*Recorded data:*
────────────────────────────────────────

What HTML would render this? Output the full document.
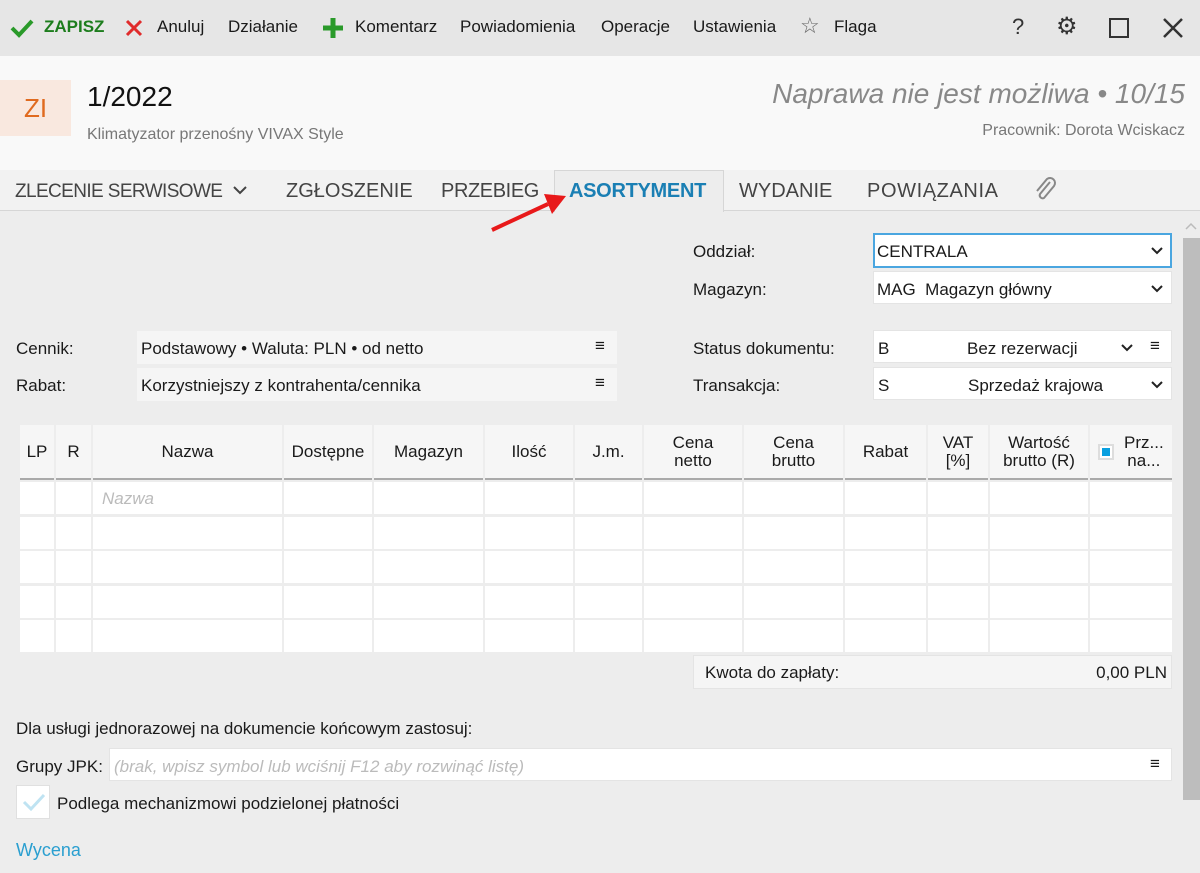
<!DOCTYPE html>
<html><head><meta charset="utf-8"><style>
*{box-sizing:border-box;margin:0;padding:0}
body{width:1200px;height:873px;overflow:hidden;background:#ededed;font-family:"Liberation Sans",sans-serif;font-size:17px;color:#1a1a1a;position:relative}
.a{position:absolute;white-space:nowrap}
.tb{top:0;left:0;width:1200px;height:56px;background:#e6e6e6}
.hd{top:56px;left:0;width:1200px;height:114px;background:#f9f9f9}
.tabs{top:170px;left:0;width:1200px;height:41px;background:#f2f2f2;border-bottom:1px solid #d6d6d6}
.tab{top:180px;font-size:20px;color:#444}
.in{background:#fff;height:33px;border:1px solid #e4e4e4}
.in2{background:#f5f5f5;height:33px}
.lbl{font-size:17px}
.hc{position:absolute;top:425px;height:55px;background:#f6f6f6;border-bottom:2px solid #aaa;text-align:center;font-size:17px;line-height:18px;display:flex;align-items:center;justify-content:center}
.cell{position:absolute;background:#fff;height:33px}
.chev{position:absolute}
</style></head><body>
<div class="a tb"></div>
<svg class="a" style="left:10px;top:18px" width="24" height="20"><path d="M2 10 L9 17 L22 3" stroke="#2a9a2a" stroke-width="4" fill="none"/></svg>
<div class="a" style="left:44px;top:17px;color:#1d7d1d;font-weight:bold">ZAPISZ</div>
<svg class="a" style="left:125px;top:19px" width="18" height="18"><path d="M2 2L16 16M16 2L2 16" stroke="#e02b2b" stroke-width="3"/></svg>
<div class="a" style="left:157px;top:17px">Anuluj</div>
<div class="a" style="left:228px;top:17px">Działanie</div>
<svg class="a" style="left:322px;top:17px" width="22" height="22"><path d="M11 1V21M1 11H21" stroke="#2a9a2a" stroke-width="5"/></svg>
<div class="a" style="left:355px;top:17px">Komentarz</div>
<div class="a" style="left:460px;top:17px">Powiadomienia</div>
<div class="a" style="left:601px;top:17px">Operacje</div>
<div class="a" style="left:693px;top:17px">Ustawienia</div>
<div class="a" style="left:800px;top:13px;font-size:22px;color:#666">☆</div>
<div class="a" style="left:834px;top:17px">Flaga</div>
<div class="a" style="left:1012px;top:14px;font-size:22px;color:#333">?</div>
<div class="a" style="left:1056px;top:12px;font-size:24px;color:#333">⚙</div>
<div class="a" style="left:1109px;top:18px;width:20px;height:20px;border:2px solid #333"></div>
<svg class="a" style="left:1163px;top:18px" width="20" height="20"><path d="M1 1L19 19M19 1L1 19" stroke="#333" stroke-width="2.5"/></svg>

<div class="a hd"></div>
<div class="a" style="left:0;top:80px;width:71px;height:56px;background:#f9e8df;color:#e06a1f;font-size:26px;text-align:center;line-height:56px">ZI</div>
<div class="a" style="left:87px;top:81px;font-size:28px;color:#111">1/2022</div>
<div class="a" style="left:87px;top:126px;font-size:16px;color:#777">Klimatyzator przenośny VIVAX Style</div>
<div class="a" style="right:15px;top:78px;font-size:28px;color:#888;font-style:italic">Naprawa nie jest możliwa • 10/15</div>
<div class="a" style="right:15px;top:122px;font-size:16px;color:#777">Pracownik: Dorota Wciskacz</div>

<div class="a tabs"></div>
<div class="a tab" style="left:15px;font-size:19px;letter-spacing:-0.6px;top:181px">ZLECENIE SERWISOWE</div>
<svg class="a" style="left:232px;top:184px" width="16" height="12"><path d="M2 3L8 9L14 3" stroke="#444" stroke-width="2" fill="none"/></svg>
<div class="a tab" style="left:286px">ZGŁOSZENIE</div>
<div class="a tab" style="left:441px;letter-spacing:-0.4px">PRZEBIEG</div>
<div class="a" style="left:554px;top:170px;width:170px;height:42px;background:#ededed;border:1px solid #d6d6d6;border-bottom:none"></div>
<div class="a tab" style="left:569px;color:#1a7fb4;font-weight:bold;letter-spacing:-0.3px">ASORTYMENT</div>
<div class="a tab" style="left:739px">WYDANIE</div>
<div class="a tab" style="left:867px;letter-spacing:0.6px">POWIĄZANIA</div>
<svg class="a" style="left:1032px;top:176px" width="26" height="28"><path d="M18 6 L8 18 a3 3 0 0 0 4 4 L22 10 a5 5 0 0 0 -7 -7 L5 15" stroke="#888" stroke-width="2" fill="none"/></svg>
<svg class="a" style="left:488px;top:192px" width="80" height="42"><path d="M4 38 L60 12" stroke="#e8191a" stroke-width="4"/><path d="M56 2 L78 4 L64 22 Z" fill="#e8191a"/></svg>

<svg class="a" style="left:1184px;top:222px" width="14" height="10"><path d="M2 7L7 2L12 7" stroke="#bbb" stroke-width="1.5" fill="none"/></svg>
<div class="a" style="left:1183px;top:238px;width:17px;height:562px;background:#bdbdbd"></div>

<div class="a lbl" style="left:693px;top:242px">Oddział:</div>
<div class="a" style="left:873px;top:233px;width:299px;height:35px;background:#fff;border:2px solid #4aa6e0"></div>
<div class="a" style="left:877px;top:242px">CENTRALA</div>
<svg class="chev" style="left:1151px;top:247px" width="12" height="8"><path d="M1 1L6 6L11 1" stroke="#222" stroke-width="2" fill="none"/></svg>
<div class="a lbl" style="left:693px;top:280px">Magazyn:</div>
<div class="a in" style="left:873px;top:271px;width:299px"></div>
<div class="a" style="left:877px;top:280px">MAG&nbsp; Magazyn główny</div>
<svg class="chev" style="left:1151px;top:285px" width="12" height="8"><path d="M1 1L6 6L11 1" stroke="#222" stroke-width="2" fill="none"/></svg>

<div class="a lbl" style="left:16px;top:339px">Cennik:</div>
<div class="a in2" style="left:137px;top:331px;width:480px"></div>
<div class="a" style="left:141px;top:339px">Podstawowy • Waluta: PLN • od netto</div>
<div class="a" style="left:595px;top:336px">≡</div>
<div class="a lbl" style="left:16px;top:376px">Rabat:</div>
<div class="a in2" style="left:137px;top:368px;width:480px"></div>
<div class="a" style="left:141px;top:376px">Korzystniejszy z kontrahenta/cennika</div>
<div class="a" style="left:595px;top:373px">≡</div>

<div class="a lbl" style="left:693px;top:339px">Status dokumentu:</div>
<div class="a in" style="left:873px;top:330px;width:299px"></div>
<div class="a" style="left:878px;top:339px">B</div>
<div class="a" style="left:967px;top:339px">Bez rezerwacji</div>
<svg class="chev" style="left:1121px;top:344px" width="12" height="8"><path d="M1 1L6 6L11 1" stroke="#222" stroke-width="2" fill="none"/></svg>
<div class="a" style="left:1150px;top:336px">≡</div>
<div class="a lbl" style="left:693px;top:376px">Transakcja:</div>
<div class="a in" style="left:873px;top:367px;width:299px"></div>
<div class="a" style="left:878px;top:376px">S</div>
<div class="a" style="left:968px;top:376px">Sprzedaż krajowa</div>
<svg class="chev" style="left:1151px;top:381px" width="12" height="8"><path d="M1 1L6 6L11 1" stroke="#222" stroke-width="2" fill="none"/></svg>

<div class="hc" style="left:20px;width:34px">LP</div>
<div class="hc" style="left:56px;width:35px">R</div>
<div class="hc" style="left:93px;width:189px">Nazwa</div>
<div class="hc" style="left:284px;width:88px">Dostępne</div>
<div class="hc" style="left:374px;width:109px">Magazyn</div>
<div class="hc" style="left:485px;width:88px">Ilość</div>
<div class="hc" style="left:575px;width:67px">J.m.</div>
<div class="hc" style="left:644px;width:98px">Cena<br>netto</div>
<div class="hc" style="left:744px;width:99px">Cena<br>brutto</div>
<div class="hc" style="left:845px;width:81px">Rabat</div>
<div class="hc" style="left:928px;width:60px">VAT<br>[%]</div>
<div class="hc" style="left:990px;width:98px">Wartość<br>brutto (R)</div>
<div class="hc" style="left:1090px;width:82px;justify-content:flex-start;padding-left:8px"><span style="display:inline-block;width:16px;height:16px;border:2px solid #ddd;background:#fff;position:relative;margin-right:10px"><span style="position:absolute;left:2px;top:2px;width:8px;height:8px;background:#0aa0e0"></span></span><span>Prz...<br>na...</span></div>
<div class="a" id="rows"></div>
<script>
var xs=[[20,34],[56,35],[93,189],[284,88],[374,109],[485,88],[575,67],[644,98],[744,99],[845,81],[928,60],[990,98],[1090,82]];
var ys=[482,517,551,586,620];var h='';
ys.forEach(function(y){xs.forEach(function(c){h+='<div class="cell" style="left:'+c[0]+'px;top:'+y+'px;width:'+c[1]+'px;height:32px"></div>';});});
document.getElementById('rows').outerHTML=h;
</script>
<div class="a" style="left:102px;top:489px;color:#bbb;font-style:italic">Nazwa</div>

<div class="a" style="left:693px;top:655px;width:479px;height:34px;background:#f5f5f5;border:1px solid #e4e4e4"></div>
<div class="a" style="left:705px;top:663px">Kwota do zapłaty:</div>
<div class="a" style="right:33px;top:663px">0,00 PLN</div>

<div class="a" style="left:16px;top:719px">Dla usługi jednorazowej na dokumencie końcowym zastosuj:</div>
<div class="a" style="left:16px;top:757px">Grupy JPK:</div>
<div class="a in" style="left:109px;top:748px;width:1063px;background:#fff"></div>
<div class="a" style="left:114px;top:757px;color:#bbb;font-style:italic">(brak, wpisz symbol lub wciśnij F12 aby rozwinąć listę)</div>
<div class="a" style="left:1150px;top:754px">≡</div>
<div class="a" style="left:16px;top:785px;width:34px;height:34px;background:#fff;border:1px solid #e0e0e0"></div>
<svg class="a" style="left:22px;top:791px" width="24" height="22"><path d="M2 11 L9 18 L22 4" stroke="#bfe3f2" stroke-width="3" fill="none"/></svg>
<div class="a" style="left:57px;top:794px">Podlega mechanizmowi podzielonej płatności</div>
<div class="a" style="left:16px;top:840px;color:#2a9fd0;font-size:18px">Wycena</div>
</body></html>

────────────────────────────────────────

Gather each line in the data that holds the string "document".

*Worked solution:*
What HTML would render this? Output the full document.
document.getElementById('rows').outerHTML=h;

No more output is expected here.